En la Cuba de hoy, donde la gente mide el tiempo entre apagones y calcula si la comida aguanta o se echa a perder antes de llegar al plato, la élite del poder se reunió en Birán para rendirle culto al que consideran su santo patrón: Fidel Castro, el hombre que dejó la Isla en la ruina y al que pretenden celebrar como si todavía fuese el salvador de la patria.

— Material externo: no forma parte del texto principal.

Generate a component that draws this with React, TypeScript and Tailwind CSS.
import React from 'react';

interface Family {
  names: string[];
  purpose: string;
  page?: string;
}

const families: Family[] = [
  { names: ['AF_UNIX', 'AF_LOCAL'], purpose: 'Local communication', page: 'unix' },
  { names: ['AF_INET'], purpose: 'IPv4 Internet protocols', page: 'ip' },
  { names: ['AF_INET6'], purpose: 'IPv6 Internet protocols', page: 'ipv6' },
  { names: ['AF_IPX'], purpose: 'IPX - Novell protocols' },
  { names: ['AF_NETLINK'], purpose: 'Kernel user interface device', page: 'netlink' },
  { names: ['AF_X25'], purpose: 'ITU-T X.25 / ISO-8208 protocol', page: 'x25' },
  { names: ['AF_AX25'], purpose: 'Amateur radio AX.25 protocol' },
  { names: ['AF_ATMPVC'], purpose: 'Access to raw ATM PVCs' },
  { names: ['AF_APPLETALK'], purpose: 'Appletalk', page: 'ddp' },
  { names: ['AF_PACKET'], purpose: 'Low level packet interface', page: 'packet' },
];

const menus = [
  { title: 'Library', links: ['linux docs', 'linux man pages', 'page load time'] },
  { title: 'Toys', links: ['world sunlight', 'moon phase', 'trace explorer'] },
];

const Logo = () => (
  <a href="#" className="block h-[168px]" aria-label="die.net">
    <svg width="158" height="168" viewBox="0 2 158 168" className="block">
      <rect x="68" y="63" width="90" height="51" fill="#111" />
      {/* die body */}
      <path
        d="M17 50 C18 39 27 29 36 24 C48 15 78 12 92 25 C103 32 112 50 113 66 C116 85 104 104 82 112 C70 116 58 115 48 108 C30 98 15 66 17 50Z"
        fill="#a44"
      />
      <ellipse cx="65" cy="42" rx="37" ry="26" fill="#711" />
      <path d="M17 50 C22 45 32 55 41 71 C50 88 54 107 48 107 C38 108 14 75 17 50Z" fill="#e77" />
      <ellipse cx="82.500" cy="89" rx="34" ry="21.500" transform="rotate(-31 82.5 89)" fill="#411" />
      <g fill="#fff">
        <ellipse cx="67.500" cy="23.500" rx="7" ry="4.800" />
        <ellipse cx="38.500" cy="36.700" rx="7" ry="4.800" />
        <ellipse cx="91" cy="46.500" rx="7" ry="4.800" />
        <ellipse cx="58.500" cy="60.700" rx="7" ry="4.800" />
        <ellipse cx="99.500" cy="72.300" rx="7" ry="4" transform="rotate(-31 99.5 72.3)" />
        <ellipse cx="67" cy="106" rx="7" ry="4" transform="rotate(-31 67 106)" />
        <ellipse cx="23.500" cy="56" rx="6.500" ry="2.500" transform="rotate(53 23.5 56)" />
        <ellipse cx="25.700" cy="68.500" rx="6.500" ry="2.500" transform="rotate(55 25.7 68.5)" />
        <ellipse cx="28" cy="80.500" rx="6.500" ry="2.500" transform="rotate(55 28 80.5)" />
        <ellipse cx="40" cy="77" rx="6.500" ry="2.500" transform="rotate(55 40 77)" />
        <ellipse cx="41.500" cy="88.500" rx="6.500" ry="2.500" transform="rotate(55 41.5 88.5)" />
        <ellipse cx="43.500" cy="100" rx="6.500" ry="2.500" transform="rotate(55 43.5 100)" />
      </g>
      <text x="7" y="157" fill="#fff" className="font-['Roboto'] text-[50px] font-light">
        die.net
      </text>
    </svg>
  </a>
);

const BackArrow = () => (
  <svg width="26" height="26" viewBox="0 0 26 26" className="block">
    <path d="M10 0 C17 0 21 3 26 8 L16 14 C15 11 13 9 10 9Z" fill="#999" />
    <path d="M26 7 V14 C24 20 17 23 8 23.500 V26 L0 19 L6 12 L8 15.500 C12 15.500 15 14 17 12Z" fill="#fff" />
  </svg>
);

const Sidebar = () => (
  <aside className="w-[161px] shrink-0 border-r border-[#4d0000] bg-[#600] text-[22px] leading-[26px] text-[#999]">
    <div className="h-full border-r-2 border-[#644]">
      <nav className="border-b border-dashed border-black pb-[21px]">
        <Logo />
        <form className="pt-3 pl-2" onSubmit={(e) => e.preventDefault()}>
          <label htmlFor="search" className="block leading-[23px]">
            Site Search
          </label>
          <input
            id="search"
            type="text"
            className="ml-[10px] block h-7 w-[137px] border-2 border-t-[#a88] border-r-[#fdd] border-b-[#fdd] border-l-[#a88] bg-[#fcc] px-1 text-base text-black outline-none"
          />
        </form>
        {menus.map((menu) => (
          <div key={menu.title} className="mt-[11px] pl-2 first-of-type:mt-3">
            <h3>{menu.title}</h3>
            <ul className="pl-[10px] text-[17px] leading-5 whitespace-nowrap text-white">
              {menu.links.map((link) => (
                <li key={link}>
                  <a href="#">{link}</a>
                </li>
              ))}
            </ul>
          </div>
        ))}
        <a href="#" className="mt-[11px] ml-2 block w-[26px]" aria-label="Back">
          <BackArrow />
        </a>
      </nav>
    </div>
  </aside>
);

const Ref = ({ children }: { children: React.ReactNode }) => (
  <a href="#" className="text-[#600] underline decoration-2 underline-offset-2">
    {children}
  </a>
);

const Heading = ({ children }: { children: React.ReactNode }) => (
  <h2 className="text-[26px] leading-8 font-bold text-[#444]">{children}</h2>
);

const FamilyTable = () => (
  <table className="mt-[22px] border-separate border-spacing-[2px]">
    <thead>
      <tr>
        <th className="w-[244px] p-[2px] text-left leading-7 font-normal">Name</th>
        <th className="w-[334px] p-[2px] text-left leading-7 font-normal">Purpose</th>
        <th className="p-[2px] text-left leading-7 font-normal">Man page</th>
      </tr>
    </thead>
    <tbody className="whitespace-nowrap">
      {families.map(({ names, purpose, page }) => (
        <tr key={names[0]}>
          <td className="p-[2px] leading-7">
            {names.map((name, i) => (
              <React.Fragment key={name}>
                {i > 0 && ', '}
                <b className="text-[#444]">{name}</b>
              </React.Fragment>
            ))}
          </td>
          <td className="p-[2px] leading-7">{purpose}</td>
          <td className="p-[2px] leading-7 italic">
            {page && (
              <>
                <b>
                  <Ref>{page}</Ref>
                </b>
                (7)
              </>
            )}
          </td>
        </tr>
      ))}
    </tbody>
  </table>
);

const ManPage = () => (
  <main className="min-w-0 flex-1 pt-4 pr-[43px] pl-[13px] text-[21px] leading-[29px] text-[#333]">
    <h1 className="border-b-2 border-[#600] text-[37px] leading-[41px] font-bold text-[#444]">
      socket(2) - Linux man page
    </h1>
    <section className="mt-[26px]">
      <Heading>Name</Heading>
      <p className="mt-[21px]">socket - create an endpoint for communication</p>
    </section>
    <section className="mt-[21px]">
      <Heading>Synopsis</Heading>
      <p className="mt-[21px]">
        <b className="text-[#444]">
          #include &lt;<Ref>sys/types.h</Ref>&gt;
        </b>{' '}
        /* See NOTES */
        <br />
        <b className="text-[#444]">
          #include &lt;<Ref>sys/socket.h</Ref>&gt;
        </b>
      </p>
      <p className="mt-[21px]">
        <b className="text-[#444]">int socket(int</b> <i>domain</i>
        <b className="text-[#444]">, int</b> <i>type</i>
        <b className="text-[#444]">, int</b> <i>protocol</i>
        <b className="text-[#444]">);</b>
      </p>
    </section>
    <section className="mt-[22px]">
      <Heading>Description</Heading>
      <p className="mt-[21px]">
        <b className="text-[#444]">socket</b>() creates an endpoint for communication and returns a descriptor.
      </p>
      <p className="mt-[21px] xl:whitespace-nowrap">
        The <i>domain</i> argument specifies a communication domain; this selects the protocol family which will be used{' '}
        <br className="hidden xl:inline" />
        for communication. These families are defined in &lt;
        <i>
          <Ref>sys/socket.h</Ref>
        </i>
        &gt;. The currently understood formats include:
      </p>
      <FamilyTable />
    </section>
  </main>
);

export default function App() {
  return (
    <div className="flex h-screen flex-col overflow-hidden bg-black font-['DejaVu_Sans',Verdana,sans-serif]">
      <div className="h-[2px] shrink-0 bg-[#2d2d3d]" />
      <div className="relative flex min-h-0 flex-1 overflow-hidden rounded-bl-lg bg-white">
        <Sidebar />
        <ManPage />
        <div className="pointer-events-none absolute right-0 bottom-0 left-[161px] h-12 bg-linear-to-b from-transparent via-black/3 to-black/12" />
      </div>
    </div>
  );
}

Allí apareció un Raúl Castro envejecido y tambaleante, acompañado de Miguel Díaz-Canel y toda la comparsa del Partido Comunista, para presidir el acto central por el 99 cumpleaños del dictador. El lugar, la Casa Natal de la familia Castro-Ruz, hace rato fue convertido en un altar de propaganda, un santuario donde se reza la religión oficial del castrismo.

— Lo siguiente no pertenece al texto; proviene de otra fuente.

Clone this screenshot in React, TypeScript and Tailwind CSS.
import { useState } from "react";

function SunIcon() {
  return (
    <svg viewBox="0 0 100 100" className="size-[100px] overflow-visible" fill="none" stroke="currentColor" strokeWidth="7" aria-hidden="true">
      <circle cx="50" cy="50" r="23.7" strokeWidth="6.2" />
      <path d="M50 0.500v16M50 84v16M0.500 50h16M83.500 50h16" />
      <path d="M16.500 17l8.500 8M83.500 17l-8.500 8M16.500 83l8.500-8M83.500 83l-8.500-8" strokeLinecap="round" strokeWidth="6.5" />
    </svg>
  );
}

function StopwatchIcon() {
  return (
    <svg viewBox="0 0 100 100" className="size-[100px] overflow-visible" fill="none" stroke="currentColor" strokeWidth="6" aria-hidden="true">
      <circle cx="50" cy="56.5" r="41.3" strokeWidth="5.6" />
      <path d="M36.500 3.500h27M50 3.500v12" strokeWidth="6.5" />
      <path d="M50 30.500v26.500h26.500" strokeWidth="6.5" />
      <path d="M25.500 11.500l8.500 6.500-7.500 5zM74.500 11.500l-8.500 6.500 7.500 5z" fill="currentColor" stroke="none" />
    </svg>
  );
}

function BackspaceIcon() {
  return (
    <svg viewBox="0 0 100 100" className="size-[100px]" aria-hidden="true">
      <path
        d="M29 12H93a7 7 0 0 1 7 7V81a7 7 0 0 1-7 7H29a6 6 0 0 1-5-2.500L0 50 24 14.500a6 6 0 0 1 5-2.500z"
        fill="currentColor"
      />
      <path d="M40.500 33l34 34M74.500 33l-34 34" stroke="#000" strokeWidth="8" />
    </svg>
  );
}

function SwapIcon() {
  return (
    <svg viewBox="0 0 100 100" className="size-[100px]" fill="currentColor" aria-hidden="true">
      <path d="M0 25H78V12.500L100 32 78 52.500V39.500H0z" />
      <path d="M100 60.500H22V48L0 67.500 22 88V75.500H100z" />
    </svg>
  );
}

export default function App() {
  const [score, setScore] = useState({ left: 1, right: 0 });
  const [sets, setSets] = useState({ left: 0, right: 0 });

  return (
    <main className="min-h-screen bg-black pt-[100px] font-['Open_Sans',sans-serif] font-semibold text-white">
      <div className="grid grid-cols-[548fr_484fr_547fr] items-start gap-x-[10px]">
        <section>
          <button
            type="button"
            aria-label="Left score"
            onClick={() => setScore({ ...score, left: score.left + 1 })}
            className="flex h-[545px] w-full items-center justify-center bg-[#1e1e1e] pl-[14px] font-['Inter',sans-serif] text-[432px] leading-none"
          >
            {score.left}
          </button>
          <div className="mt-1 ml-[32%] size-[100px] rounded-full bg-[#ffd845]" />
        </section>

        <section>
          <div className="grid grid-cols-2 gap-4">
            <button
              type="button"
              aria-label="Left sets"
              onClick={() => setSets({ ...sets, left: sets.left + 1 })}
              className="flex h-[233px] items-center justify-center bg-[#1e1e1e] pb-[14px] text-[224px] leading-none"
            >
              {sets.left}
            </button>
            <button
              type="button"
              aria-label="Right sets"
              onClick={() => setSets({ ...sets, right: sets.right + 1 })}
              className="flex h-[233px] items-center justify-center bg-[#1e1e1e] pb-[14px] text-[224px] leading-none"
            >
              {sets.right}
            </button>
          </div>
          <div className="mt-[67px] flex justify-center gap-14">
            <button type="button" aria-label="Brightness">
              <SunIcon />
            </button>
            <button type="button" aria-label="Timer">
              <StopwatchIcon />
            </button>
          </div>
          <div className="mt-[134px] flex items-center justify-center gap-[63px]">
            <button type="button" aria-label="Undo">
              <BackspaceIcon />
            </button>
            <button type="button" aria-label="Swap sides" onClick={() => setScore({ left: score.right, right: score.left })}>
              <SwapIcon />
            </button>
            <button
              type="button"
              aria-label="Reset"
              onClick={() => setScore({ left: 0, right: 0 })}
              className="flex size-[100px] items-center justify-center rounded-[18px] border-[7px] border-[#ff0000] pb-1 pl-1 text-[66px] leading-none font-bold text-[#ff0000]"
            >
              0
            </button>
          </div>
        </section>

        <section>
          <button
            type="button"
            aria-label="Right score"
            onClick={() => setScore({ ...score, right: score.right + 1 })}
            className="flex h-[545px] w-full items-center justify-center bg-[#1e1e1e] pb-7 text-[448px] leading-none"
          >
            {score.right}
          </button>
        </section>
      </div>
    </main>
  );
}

Entre discursos empolvados y puro teatro político, lanzaron el Programa Conmemorativo por el Centenario, un plan cargado de actividades bajo el eslogan “Cien años con Fidel”. Todo está pensado para adoctrinar a los más jóvenes en una fe comunista que, en la realidad de la calle, está tan desgastada como los zapatos de quienes hacen cola diaria para comprar pan.
Roberto Morales, secretario de Organización del PCC, soltó que la idea es “traerlo al presente y continuar el camino que nos trazó”, involucrando a toda la sociedad —sobre todo niños y jóvenes— en lo que él llama una “gran movilización política”. Según su guion, esto reforzará “la obra revolucionaria que él nos legó”, aunque para el pueblo esa “obra” signifique escasez, represión y miseria.

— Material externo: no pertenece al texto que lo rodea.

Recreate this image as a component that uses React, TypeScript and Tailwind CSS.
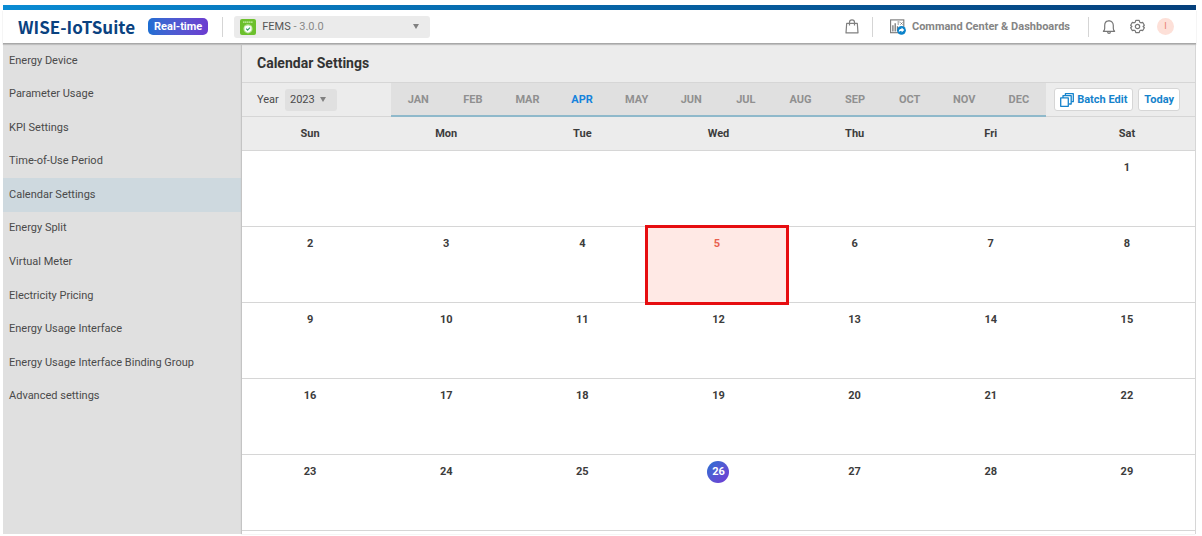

Con tono de sermón, Morales insistió en que “todas las instituciones y comunidades” harán suya la celebración, llenándola de “patriotismo, belleza y simbolismo”. Palabras bonitas para disfrazar lo que no es más que otro capítulo del culto a la personalidad, una de las pocas industrias que el régimen todavía maneja con eficiencia.
Ni siquiera las frases inflamadas de Díaz-Canel, describiendo a Fidel como un “guía eterno, como en la Sierra o en Girón”, logran ocultar la verdad: Cuba atraviesa una de las peores crisis de su historia, y la juventud lo que quiere es irse, no “mantener encendida la llama de la Revolución”.
En las redes, cada intento de glorificar al comandante se estrella contra una muralla de comentarios que lo relacionan con apagones, hambre, colas interminables, hospitales desabastecidos y represión política. Pero el gobierno sigue terco, aferrado a un relato heroico que ya no convence ni a los suyos.
Así, mientras el país se hunde entre penurias materiales y promesas podridas, Birán se convirtió en el escenario de una misa política para invocar a un fantasma. Uno que, para la mayoría de los cubanos, no es símbolo de esperanza, sino la raíz misma de la pesadilla nacional.